* Dataset excerpt:

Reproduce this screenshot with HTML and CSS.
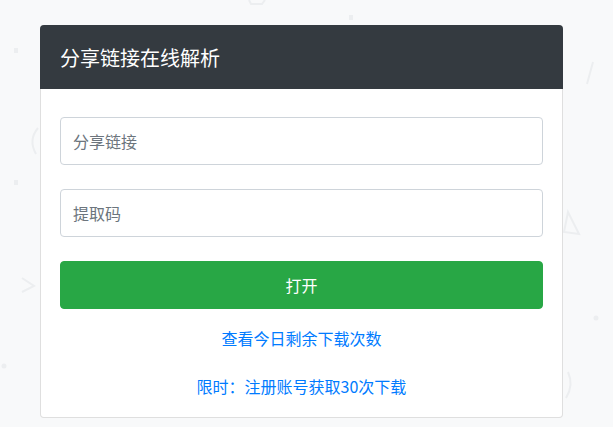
FILE: index.html
```html
<!DOCTYPE html>
<html lang="zh-CN">
<head>
<meta charset="utf-8">
<title>分享链接在线解析</title>
<link rel="stylesheet" href="styles.css">
</head>
<body>
<svg class="bg-shapes" width="613" height="427" viewBox="0 0 613 427" aria-hidden="true">
  <g fill="none" stroke="#eceef0" stroke-width="2">
    <path d="M249 0 L251 4 L262 4 L265 0"/>
    <path d="M593 62 L587 84"/>
    <path d="M38 128 Q28 140 36 154"/>
    <path d="M568 212 L579 234 L564 232 Z"/>
    <path d="M22 278 L34 286 L22 292"/>
    <path d="M568 372 Q574 385 566 398"/>
  </g>
  <g fill="#eceef0">
    <rect x="349" y="15" width="4" height="5"/>
    <rect x="14" y="48" width="4" height="5"/>
    <rect x="14" y="180" width="4" height="5"/>
    <circle cx="596" cy="318" r="2.5"/>
    <circle cx="4" cy="366" r="2.5"/>
  </g>
</svg>
<main class="page">
  <section class="card">
    <header class="card-header">
      <h1 class="card-title">分享链接在线解析</h1>
    </header>
    <div class="card-body">
      <input class="field" type="text" placeholder="分享链接">
      <input class="field" type="text" placeholder="提取码">
      <button class="btn-open" type="button">打开</button>
      <a class="link link-first" href="#">查看今日剩余下载次数</a>
      <a class="link link-second" href="#">限时：注册账号获取30次下载</a>
    </div>
  </section>
</main>
</body>
</html>
```

FILE: styles.css
```css
* {
  box-sizing: border-box;
}

html, body {
  margin: 0;
  padding: 0;
}

body {
  background: #f8f9fa;
  font-family: "Noto Sans CJK SC", "Noto Sans", "Liberation Sans", sans-serif;
  color: #212529;
  width: 613px;
  height: 427px;
  overflow: hidden;
  position: relative;
}

.bg-shapes {
  position: absolute;
  left: 0;
  top: 0;
}

.page {
  position: relative;
  padding: 25px 0 0 40px;
}

.card {
  width: 523px;
  background: #fff;
  border: 1px solid rgba(0, 0, 0, 0.125);
  border-radius: 4px;
  display: flex;
  flex-direction: column;
}

.card-header {
  background: #343a40;
  height: 64px;
  margin: -1px -1px 0;
  border-radius: 4px 4px 0 0;
  display: flex;
  align-items: center;
  padding: 1px 20px 0;
}

.card-title {
  margin: 0;
  font-size: 20px;
  font-weight: 400;
  line-height: 24px;
  color: #fff;
}

.card-body {
  display: flex;
  flex-direction: column;
  padding: 28px 19px 19px;
}

.field {
  height: 48px;
  width: 100%;
  border: 1px solid #ced4da;
  border-radius: 4px;
  padding: 0 12px;
  font-family: inherit;
  font-size: 16px;
  color: #495057;
  background: #fff;
  margin-bottom: 24px;
  outline: none;
}

.field::placeholder {
  color: #6c757d;
  opacity: 1;
}

.btn-open {
  height: 48px;
  width: 100%;
  border: 1px solid #28a745;
  border-radius: 4px;
  background: #28a745;
  color: #fff;
  font-family: inherit;
  font-size: 16px;
  line-height: 24px;
  padding: 0;
  cursor: pointer;
}

.link {
  display: block;
  text-align: center;
  color: #007bff;
  text-decoration: none;
  font-size: 16px;
  line-height: 24px;
}

.link-first {
  margin-top: 17px;
}

.link-second {
  margin-top: 24px;
}
```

* Description of the task: Restate the entire listing word for word, excluding pictures.

* Expected answer:
Reproduce this screenshot with HTML and CSS.
FILE: index.html
```html
<!DOCTYPE html>
<html lang="zh-CN">
<head>
<meta charset="utf-8">
<title>分享链接在线解析</title>
<link rel="stylesheet" href="styles.css">
</head>
<body>
<svg class="bg-shapes" width="613" height="427" viewBox="0 0 613 427" aria-hidden="true">
  <g fill="none" stroke="#eceef0" stroke-width="2">
    <path d="M249 0 L251 4 L262 4 L265 0"/>
    <path d="M593 62 L587 84"/>
    <path d="M38 128 Q28 140 36 154"/>
    <path d="M568 212 L579 234 L564 232 Z"/>
    <path d="M22 278 L34 286 L22 292"/>
    <path d="M568 372 Q574 385 566 398"/>
  </g>
  <g fill="#eceef0">
    <rect x="349" y="15" width="4" height="5"/>
    <rect x="14" y="48" width="4" height="5"/>
    <rect x="14" y="180" width="4" height="5"/>
    <circle cx="596" cy="318" r="2.5"/>
    <circle cx="4" cy="366" r="2.5"/>
  </g>
</svg>
<main class="page">
  <section class="card">
    <header class="card-header">
      <h1 class="card-title">分享链接在线解析</h1>
    </header>
    <div class="card-body">
      <input class="field" type="text" placeholder="分享链接">
      <input class="field" type="text" placeholder="提取码">
      <button class="btn-open" type="button">打开</button>
      <a class="link link-first" href="#">查看今日剩余下载次数</a>
      <a class="link link-second" href="#">限时：注册账号获取30次下载</a>
    </div>
  </section>
</main>
</body>
</html>
```

FILE: styles.css
```css
* {
  box-sizing: border-box;
}

html, body {
  margin: 0;
  padding: 0;
}

body {
  background: #f8f9fa;
  font-family: "Noto Sans CJK SC", "Noto Sans", "Liberation Sans", sans-serif;
  color: #212529;
  width: 613px;
  height: 427px;
  overflow: hidden;
  position: relative;
}

.bg-shapes {
  position: absolute;
  left: 0;
  top: 0;
}

.page {
  position: relative;
  padding: 25px 0 0 40px;
}

.card {
  width: 523px;
  background: #fff;
  border: 1px solid rgba(0, 0, 0, 0.125);
  border-radius: 4px;
  display: flex;
  flex-direction: column;
}

.card-header {
  background: #343a40;
  height: 64px;
  margin: -1px -1px 0;
  border-radius: 4px 4px 0 0;
  display: flex;
  align-items: center;
  padding: 1px 20px 0;
}

.card-title {
  margin: 0;
  font-size: 20px;
  font-weight: 400;
  line-height: 24px;
  color: #fff;
}

.card-body {
  display: flex;
  flex-direction: column;
  padding: 28px 19px 19px;
}

.field {
  height: 48px;
  width: 100%;
  border: 1px solid #ced4da;
  border-radius: 4px;
  padding: 0 12px;
  font-family: inherit;
  font-size: 16px;
  color: #495057;
  background: #fff;
  margin-bottom: 24px;
  outline: none;
}

.field::placeholder {
  color: #6c757d;
  opacity: 1;
}

.btn-open {
  height: 48px;
  width: 100%;
  border: 1px solid #28a745;
  border-radius: 4px;
  background: #28a745;
  color: #fff;
  font-family: inherit;
  font-size: 16px;
  line-height: 24px;
  padding: 0;
  cursor: pointer;
}

.link {
  display: block;
  text-align: center;
  color: #007bff;
  text-decoration: none;
  font-size: 16px;
  line-height: 24px;
}

.link-first {
  margin-top: 17px;
}

.link-second {
  margin-top: 24px;
}
```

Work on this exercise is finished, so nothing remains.